Some of these trends may also help sort out the hype that you've been hearing from marketing and sales presentations. If you're hearing that you only need a solution that can provide metrics and reports, you may want to do some research in how these solutions fully address some of the more difficult issues underlying your business and customer intelligence systems performance. Just because you're working in an e-business doesn't mean that you have to reinvent the wheel of analysis. Analysis is a learning process. It builds on what you've done and learned before.

Sometimes the obvious is mostly pragmatic. Perhaps these predictions aren't far-reaching but merely a summary of the present and the near future? As we race through the fall towards the end of the year, we'll definitely have a few more points to add to the trends list, points (perhaps to belabor) for the end of the year wrap-up and the year 2001 predictions.

Like any facet of business, incorporating analytic technologies into the planning, management, and operations of your business is a learning process.
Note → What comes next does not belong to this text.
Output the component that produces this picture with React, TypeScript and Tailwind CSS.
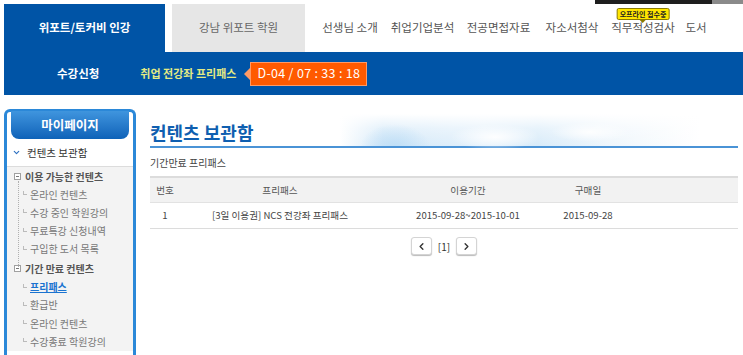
import { ChevronDown, ChevronLeft, ChevronRight } from 'lucide-react';

const font = '"Noto Sans CJK KR", "Noto Sans", sans-serif';

const topMenu = [
  { label: '선생님 소개', w: 'w-[72px]' },
  { label: '취업기업분석', w: 'w-[73px]' },
  { label: '전공면접자료', w: 'w-[79px]' },
  { label: '자소서첨삭', w: 'w-[68px]' },
  { label: '직무적성검사', w: 'w-[74px]', badge: true },
  { label: '도서', w: 'w-[32px]' },
];

type TreeItem = { label: string; group?: boolean; active?: boolean };

const tree: TreeItem[] = [
  { label: '이용 가능한 컨텐츠', group: true },
  { label: '온라인 컨텐츠' },
  { label: '수강 중인 학원강의' },
  { label: '무료특강 신청내역' },
  { label: '구입한 도서 목록' },
  { label: '기간 만료 컨텐츠', group: true },
  { label: '프리패스', active: true },
  { label: '환급반' },
  { label: '온라인 컨텐츠' },
  { label: '수강종료 학원강의' },
];

function MinusBox() {
  return (
    <span className="flex h-[7px] w-[7px] items-center justify-center border border-[#a0a0a0] bg-white">
      <span className="h-px w-[3px] bg-[#777]" />
    </span>
  );
}

function Sidebar() {
  return (
    <aside className="flex h-[262px] w-[132px] flex-col rounded-t-[6px] border-[3px] border-b-0 border-[#2b88d8] bg-white">
      <div className="mx-[4px] -mt-[1px] flex h-[28px] items-center justify-center rounded-b-[8px] bg-gradient-to-b from-[#3f95de] to-[#0d62b8] text-[12.5px] font-bold text-white">
        마이페이지
      </div>
      <div className="flex h-[28px] items-center gap-[6px] border-b border-[#dcdcdc] pl-[5px] text-[10.5px] text-[#333]">
        <ChevronDown size={9} strokeWidth={3} className="text-[#2b6fc0]" />
        <span>컨텐츠 보관함</span>
      </div>
      <div className="relative flex h-[184px] flex-col bg-[#f3f3f3]">
        <div className="absolute left-[11px] top-[14px] h-[86px] border-l border-dotted border-[#b0b0b0]" />
        {tree.map((t, i) =>
          t.group ? (
            <div key={i} className={`flex h-[18.2px] items-center gap-[4px] pl-[7px] text-[10px] font-bold text-[#555] ${i > 0 ? 'mt-[1.5px]' : ''}`}>
              <MinusBox />
              <span>{t.label}</span>
            </div>
          ) : (
            <div key={i} className="flex h-[18.2px] items-center gap-[3px] pl-[16px] text-[10px]">
              <span className="mb-[2px] h-[4px] w-[4px] border-b border-l border-[#bbb]" />
              <span className={t.active ? 'font-bold text-[#1a73d0] underline' : 'text-[#777]'}>{t.label}</span>
            </div>
          )
        )}
      </div>
    </aside>
  );
}

export default function App() {
  return (
    <div className="relative h-[355px] w-[743px] overflow-hidden bg-white" style={{ fontFamily: font }}>
      {/* cut-off banner at top right */}
      <div className="absolute right-0 top-0 flex h-[4px]">
        <div className="w-[117px] bg-[#1e1e1e]" />
        <div className="w-[31px] bg-[#8a8a8a]" />
      </div>

      {/* top navigation */}
      <header className="flex h-[52px] items-end pl-[4px]">
        <div className="flex h-[48px] w-[161px] items-center justify-center bg-[#0054a6] text-[11.5px] font-bold text-white">
          위포트/토커비 인강
        </div>
        <div className="ml-[7px] flex h-[48px] w-[133px] items-center justify-center bg-[#e6e6e6] text-[11.5px] text-[#666]">
          강남 위포트 학원
        </div>
        <nav className="ml-[9px] flex h-[48px] items-center">
          {topMenu.map((m) => (
            <div key={m.label} className={`relative flex h-full items-center justify-center ${m.w} text-[11.5px] text-[#555]`}>
              {m.badge && (
                <div className="absolute left-1/2 top-[4px] -translate-x-1/2">
                  <div className="whitespace-nowrap rounded-[2px] border border-[#8a7a00] bg-[#ffe600] px-[2px] text-[7px] font-bold leading-[10px] text-[#222]">
                    오프라인 접수중
                  </div>
                  <div className="mx-auto h-0 w-0 border-x-[3px] border-t-[3px] border-x-transparent border-t-[#8a7a00]" />
                </div>
              )}
              {m.label}
            </div>
          ))}
        </nav>
      </header>

      {/* sub bar */}
      <div className="ml-[4px] flex h-[43px] items-center bg-[#0054a6]">
        <span className="ml-[53px] text-[11.5px] font-bold text-white">수강신청</span>
        <span className="ml-[41px] text-[11px] font-bold text-[#e3ea83]">취업 전강좌 프리패스</span>
        <div className="ml-[8px] flex items-center">
          <div className="h-0 w-0 border-y-[6px] border-r-[6px] border-y-transparent border-r-[#ff9a66]" />
          <div className="flex h-[24px] w-[117px] items-center justify-center border border-[#ff9a66] bg-[#ff5a00] text-[12.5px] tracking-[0.3px] text-white">
            D-04 / 07 : 33 : 18
          </div>
        </div>
      </div>

      {/* body */}
      <div className="flex pt-[14px]">
        <div className="ml-[4px]">
          <Sidebar />
        </div>

        <main className="ml-[14px] w-[588px]">
          <div className="relative h-[39px] border-b-2 border-[#4a93d6]">
            {/* sky / cloud banner */}
            <div className="absolute bottom-0 left-[190px] h-[32px] w-[360px] bg-[linear-gradient(to_right,rgba(214,234,249,0)_0%,#d3e8f8_12%,#e2f0fb_40%,#d8ebf9_55%,#eef6fc_75%,rgba(255,255,255,0)_100%)]" />
            <div className="absolute bottom-0 left-[190px] h-[32px] w-[360px] bg-[linear-gradient(to_bottom,#ffffff_0%,rgba(255,255,255,0.4)_45%,rgba(255,255,255,0)_100%)]" />
            <div className="absolute bottom-[-4px] left-[300px] h-[26px] w-[90px] bg-[radial-gradient(ellipse_at_center,rgba(255,255,255,0.95)_0%,rgba(255,255,255,0)_70%)]" />
            <div className="absolute bottom-[4px] left-[400px] h-[20px] w-[80px] bg-[radial-gradient(ellipse_at_center,rgba(255,255,255,0.9)_0%,rgba(255,255,255,0)_70%)]" />
            <div className="absolute bottom-0 left-[210px] h-[22px] w-[70px] bg-[radial-gradient(ellipse_at_50%_100%,rgba(190,222,246,0.9)_0%,rgba(190,222,246,0)_70%)]" />
            <h1 className="relative pt-[12px] text-[18px] font-bold leading-[22px] text-[#0f5fb0]">컨텐츠 보관함</h1>
          </div>
          <div className="flex h-[28px] items-center text-[10px] text-[#444]">기간만료 프리패스</div>

          <div className="border-t-2 border-[#dcdcdc]">
            <div className="grid h-[25px] grid-cols-[30px_200px_176px_64px_1fr] items-center border-b border-[#e2e2e2] bg-[#f2f2f2] text-[9.6px] text-[#555]">
              <span className="text-center">번호</span>
              <span className="text-center">프리패스</span>
              <span className="text-center">이용기간</span>
              <span className="text-center">구매일</span>
              <span />
            </div>
            <div className="grid h-[26px] grid-cols-[30px_200px_176px_64px_1fr] items-center border-b border-[#dcdcdc] text-[9.6px] text-[#444]">
              <span className="text-center">1</span>
              <span className="text-center">[3일 이용권] NCS 전강좌 프리패스</span>
              <span className="text-center">2015-09-28~2015-10-01</span>
              <span className="text-center">2015-09-28</span>
              <span />
            </div>
          </div>

          <div className="mt-[8px] flex items-center justify-center gap-[6px]">
            <button className="flex h-[18px] w-[21px] items-center justify-center rounded-[3px] border border-[#d4d4d4] bg-white shadow-[0_1px_1px_#bbb]">
              <ChevronLeft size={11} strokeWidth={3} className="text-[#333]" />
            </button>
            <span className="text-[10px] text-[#333]">[1]</span>
            <button className="flex h-[18px] w-[21px] items-center justify-center rounded-[3px] border border-[#d4d4d4] bg-white shadow-[0_1px_1px_#bbb]">
              <ChevronRight size={11} strokeWidth={3} className="text-[#333]" />
            </button>
          </div>
        </main>
      </div>
    </div>
  );
}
You may find that, at this time, taking full advantage of sophisticated reporting and a few key metrics is the most important focus for your business. Or you may want to create a focused, measurable personalization strategy that you can apply to both your online and bricks-and-mortar outlets. Either way, your company must be ready to take advantage of the technology before you can reasonably implement it.

But take it from us, the technology and services that stem from today's analytic applications will not only become an incredibly valuable management tool, they will be an integral part of making e-businesses work, day to day, minute by minute, customer by customer. As you reshape your business, you must consider and prepare for the ways you can use these technologies to improve your ability to find and exploit the opportunities your customers offer.